Ovunque proteggimi (Italia, 2018). Regia: Bonifacio Angius. Interpreti principali: Alessandro Gazale, Francesca Niedda, Gavino Ruda, Mario Olivieri, Anna Ferruzzo, Teresa Soro, Antonio Angius.

A volte capita che la vita non stia andando per il verso che vorremmo, ne abbiamo una vaga indistinta percezione; ma poi gli automatismi maturati con il tempo, dai quali è difficilissimo svincolarsi, ci rimettono lungo le strade a noi note e le cose continuano ad andare avanti nella direzione consueta. Capita però anche che arrivi una smagliatura, un’imperfezione, una frattura, e improvvisamente tutto sia rimesso in gioco. A quel punto la bussola si rompe e siamo costretti a navigare a vista in un mare che non conosciamo, mentre nuvole nere si profilano lontane.

A 50 anni Alessandro vive una vita nomade da cantante di feste patronali nell’interno della Sardegna. Abita insieme alla madre anziana, beve spesso, gioca alle slot quel che guadagna e tira mattina alla ricerca di qualche ragazza con cui divertirsi. Una sera, dopo uno spettacolo, il musicista con cui lavora da una vita gli dà il benservito e lo lascia senza più un alcuna base, musicale o professionale. Al termine di quella stessa notte perde la bussola e comincia a rompere tutto ciò che trova, fino a quando viene bloccato dalle forze dell’ordine e costretto a un ricovero coatto in una struttura psichiatrica. Lì incontra Francesca, 35 anni e un figlio di 5 di nome Antonio, che il tribunale le ha tolto per affidarlo a un’altra famiglia.

Si parlano a fatica, ma in qualche modo sentono dentro di sé che la persona che hanno appena incontrato potrebbe essere la risposta alle proprie pene. Decidono così di partire nel silenzio ventoso di un’estate sarda, per trovare il bambino e provare a ricominciare su una strada diversa.

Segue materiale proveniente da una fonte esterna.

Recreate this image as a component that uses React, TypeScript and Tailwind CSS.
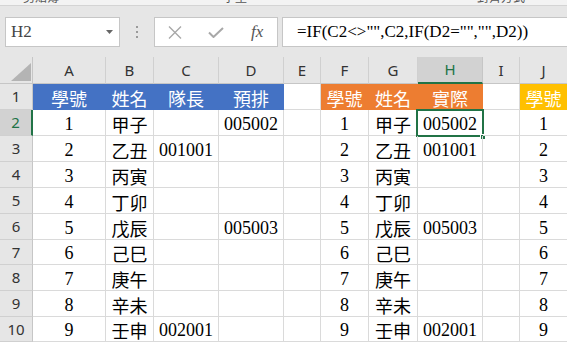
import React from "react";

const COLS =
  "grid grid-cols-[33px_73px_48px_65px_65px_37px_48px_49px_65px_37px_48px]";
const CJK = "font-['Noto_Sans_CJK_TC','Noto_Sans_CJK_SC',sans-serif]";
const SERIF = "font-['Liberation_Serif','Noto_Sans_CJK_TC',serif]";
const UI = "font-['Noto_Sans','Liberation_Sans',sans-serif]";

const names = ["甲子", "乙丑", "丙寅", "丁卯", "戊辰", "己巳", "庚午", "辛未", "壬申"];
const colC: Record<number, string> = { 1: "001001", 8: "002001" };
const colD: Record<number, string> = { 0: "005002", 4: "005003" };
const colH: Record<number, string> = { 0: "005002", 1: "001001", 4: "005003", 8: "002001" };
const rowH = [
  "h-[26px]",
  "h-[26px]",
  "h-[26px]",
  "h-[26px]",
  "h-[26px]",
  "h-[26px]",
  "h-[25px]",
  "h-[26px]",
  "h-[26px]",
  "h-[25px]",
];

function Cell({
  children,
  border = "border-[#dadada]",
  extra = "",
}: {
  children?: React.ReactNode;
  border?: string;
  extra?: string;
}) {
  return (
    <div
      className={`relative flex items-end justify-center whitespace-nowrap border-r border-b ${border} text-[18px] leading-[21px] ${extra}`}
    >
      {children}
    </div>
  );
}

function RowHead({ n, selected }: { n: number; selected?: boolean }) {
  return (
    <div
      className={`flex items-center justify-center border-b border-b-[#d0d0d0] ${UI} text-[15px] ${
        selected
          ? "bg-[#d2d2d2] text-[#217346] border-r-2 border-r-[#217346]"
          : "bg-[#e6e6e6] text-[#333] border-r border-r-[#c6c6c6]"
      }`}
    >
      {n}
    </div>
  );
}

export default function App() {
  const letters = ["A", "B", "C", "D", "E", "F", "G", "H", "I", "J"];
  return (
    <div className="w-[567px] h-[343px] overflow-hidden bg-white">
      {/* ribbon remnant */}
      <div className="h-[6px] bg-[#f3f3f3] border-b border-[#d4d4d4] overflow-hidden">
        <div className={`flex -mt-[10px] text-[12px] leading-[14px] text-[#555] ${CJK}`}>
          <span className="ml-[23px]">剪貼簿</span>
          <span className="ml-[164px]">字型</span>
          <span className="ml-[230px]">對齊方式</span>
        </div>
      </div>

      {/* formula bar */}
      <div className="h-[51px] bg-[#e6e6e6] flex items-start pt-[11px] overflow-hidden">
        <div className="ml-[5px] w-[115px] h-[30px] shrink-0 bg-white border border-[#c6c6c6] flex items-center pl-[5px]">
          <span className={`${SERIF} text-[17px] text-[#444]`}>H2</span>
          <svg className="ml-auto mr-[6px]" width="7" height="4" viewBox="0 0 7 4">
            <polygon points="0,0 7,0 3.5,4" fill="#666" />
          </svg>
        </div>
        <div className="w-[34px] h-[30px] shrink-0 flex flex-col items-center justify-center gap-[3px]">
          <div className="w-[2px] h-[2px] bg-[#9a9a9a]" />
          <div className="w-[2px] h-[2px] bg-[#9a9a9a]" />
          <div className="w-[2px] h-[2px] bg-[#9a9a9a]" />
        </div>
        <div className="w-[124px] h-[30px] shrink-0 bg-white border border-[#c6c6c6] flex items-center">
          <svg className="ml-[13px]" width="14" height="13" viewBox="0 0 14 13">
            <path d="M1 0.5 L13 12.5 M13 0.5 L1 12.5" stroke="#a8a8a8" strokeWidth="1.4" fill="none" />
          </svg>
          <svg className="ml-[26px]" width="16" height="11" viewBox="0 0 16 11">
            <path d="M1 5.5 L5.5 10 L15 1" stroke="#a8a8a8" strokeWidth="2" fill="none" />
          </svg>
          <span className={`ml-[27px] italic ${SERIF} text-[17px] text-[#555]`}>fx</span>
        </div>
        <div className="ml-[4px] w-[300px] h-[30px] shrink-0 bg-white border border-[#c6c6c6] flex items-center pl-[14px]">
          <span className={`${SERIF} text-[17px] text-black whitespace-nowrap`}>
            =IF(C2&lt;&gt;"",C2,IF(D2="","",D2))
          </span>
        </div>
      </div>

      {/* column headers */}
      <div className={`${COLS} h-[27px] bg-[#e6e6e6]`}>
        <div className="flex items-end justify-end pr-[1px] pb-[2px] border-r border-b border-[#c6c6c6]">
          <svg width="20" height="18" viewBox="0 0 20 18">
            <polygon points="20,0 20,18 0,18" fill="#b4b4b4" />
          </svg>
        </div>
        {letters.map((l) =>
          l === "H" ? (
            <div
              key={l}
              className={`flex items-center justify-center bg-[#d2d2d2] text-[#217346] border-r border-r-[#c6c6c6] border-b-2 border-b-[#217346] ${UI} text-[15px]`}
            >
              {l}
            </div>
          ) : (
            <div
              key={l}
              className={`flex items-center justify-center text-[#333] border-r border-r-[#d0d0d0] border-b border-b-[#c6c6c6] ${UI} text-[15px]`}
            >
              {l}
            </div>
          )
        )}
      </div>

      {/* row 1 headers */}
      <div className={`${COLS} ${rowH[0]}`}>
        <RowHead n={1} />
        <Cell border="border-[#4472c4]" extra={`bg-[#4472c4] text-white ${CJK}`}>學號</Cell>
        <Cell border="border-[#4472c4]" extra={`bg-[#4472c4] text-white ${CJK}`}>姓名</Cell>
        <Cell border="border-[#4472c4]" extra={`bg-[#4472c4] text-white ${CJK}`}>隊長</Cell>
        <Cell border="border-[#4472c4]" extra={`bg-[#4472c4] text-white ${CJK}`}>預排</Cell>
        <Cell />
        <Cell border="border-[#ed7d31]" extra={`bg-[#ed7d31] text-white ${CJK}`}>學號</Cell>
        <Cell border="border-[#ed7d31]" extra={`bg-[#ed7d31] text-white ${CJK}`}>姓名</Cell>
        <Cell border="border-[#ed7d31]" extra={`bg-[#ed7d31] text-white ${CJK}`}>實際</Cell>
        <Cell />
        <Cell border="border-[#ffc000]" extra={`bg-[#ffc000] text-white ${CJK}`}>學號</Cell>
      </div>

      {names.map((nm, i) => (
        <div key={i} className={`${COLS} ${rowH[i + 1]}`}>
          <RowHead n={i + 2} selected={i === 0} />
          <Cell extra={`${SERIF} text-black`}>{i + 1}</Cell>
          <Cell extra={`${CJK} text-black`}>{nm}</Cell>
          <Cell extra={`${SERIF} text-black`}>{colC[i] ?? ""}</Cell>
          <Cell extra={`${SERIF} text-black`}>{colD[i] ?? ""}</Cell>
          <Cell />
          <Cell extra={`${SERIF} text-black`}>{i + 1}</Cell>
          <Cell extra={`${CJK} text-black`}>{nm}</Cell>
          <Cell extra={`${SERIF} text-black`}>
            {colH[i] ?? ""}
            {i === 0 && (
              <>
                <div className="absolute left-[-2px] top-[-1px] w-[68px] h-[28px] border-2 border-[#217346] pointer-events-none" />
                <div className="absolute left-[62px] top-[24px] w-[6px] h-[6px] bg-[#217346] border border-white" />
              </>
            )}
          </Cell>
          <Cell />
          <Cell extra={`${SERIF} text-black`}>{i + 1}</Cell>
        </div>
      ))}
    </div>
  );
}
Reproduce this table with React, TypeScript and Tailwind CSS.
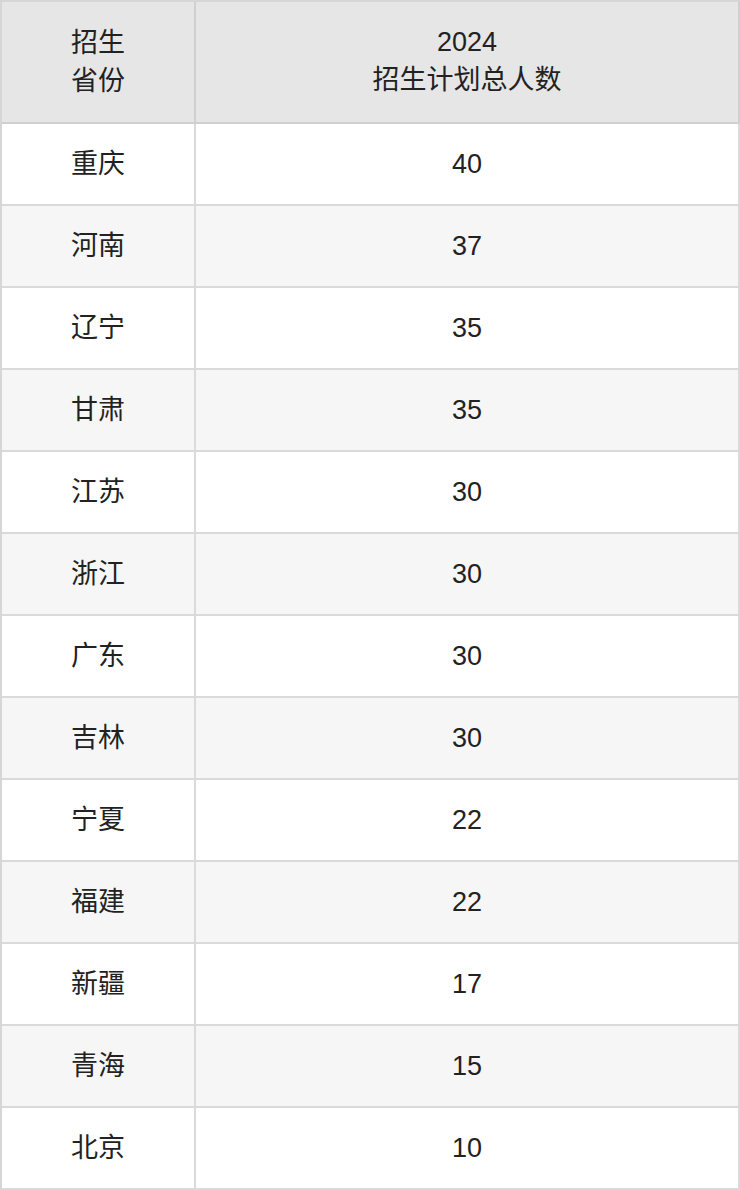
import React from "react";

const rows: [string, string][] = [
  ["重庆", "40"],
  ["河南", "37"],
  ["辽宁", "35"],
  ["甘肃", "35"],
  ["江苏", "30"],
  ["浙江", "30"],
  ["广东", "30"],
  ["吉林", "30"],
  ["宁夏", "22"],
  ["福建", "22"],
  ["新疆", "17"],
  ["青海", "15"],
  ["北京", "10"],
];

export default function App() {
  return (
    <div
      className="w-[740px] bg-white text-[#222] text-[27px]"
      style={{ fontFamily: '"Liberation Sans", "Noto Sans CJK SC", sans-serif' }}
    >
      <div className="border-l-2 border-t-2 border-[#d6d6d6]">
        <div className="flex h-[122px] bg-[#e6e6e6] leading-[38px]">
          <div className="w-[194px] shrink-0 border-r-2 border-b-2 border-[#d0d0d0] flex flex-col items-center justify-center">
            <span>招生</span>
            <span>省份</span>
          </div>
          <div className="flex-1 border-r-2 border-b-2 border-[#d0d0d0] flex flex-col items-center justify-center pb-[2px]">
            <span>2024</span>
            <span>招生计划总人数</span>
          </div>
        </div>
        {rows.map(([prov, num], i) => (
          <div
            key={prov}
            className={"flex h-[82px] " + (i % 2 === 1 ? "bg-[#f6f6f6]" : "bg-white")}
          >
            <div className="w-[194px] shrink-0 border-r-2 border-b-2 border-[#dadada] flex items-center justify-center">
              {prov}
            </div>
            <div className="flex-1 border-r-2 border-b-2 border-[#dadada] flex items-center justify-center">
              {num}
            </div>
          </div>
        ))}
      </div>
    </div>
  );
}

A volte un piccolo film può rivelarsi una perla preziosa. Se la sinossi racconta una storia di due vite ai margini già scritta, e vista, e rappresentata, e conosciuta, lo sviluppo prende alla pancia e non lascia più spazio per altri pensieri. Il punto di rottura dell’equilibrio arriva subito, e da quel momento è un crescendo verso una dimensione autodistruttiva che si placa, per un attimo, in questo incontro inatteso. Un obiettivo è quello che manca ad Alessandro, e Francesca glielo offre sotto forma del suo amore per un figlio che le istituzioni hanno allontanato da lei. La Sardegna dell’interno, i tralicci, le aree di servizio lungo strade assolate, sono stazioni di un percorso che non segue un piano, ma solo emozioni che si sedimentano l’una sull’altra. Un piano così improvvisato non avrebbe alcuna possibilità di realizzarsi, soprattutto quando si rendono conto che la polizia li sta cercando. Ma è il ritmo della casualità, della musica, di un’altra serata musicale in un paesino dell’entroterra sassarese, a dar loro un’altra possibilità, forse l’ultima.

Nessuno dei due cambia il proprio modo di essere, viene miracolato lungo il percorso da una mano invisibile che impone di non bere, non giocare, non perdere la calma nelle situazioni di stress: entrambi continuano a essere ciò che erano prima, pervasi da una fragilità profonda e impreparati ad affrontare il mondo. Ma qualcosa di più profondo e silenzioso ha cominciato a scavare dentro queste due solitudini, un amore più grande di quello fisico, un traguardo più importante di ritrovare un figlio. Il dare senso alla propria vita, non attraverso un’azione eversiva, dirompente, che sia in grado finalmente di scompaginare le carte di sempre e travolgerla; ma con un nuovo modo di leggerla, osservandola con curiosità, e dandosi il permesso di scriverne un nuovo sviluppo.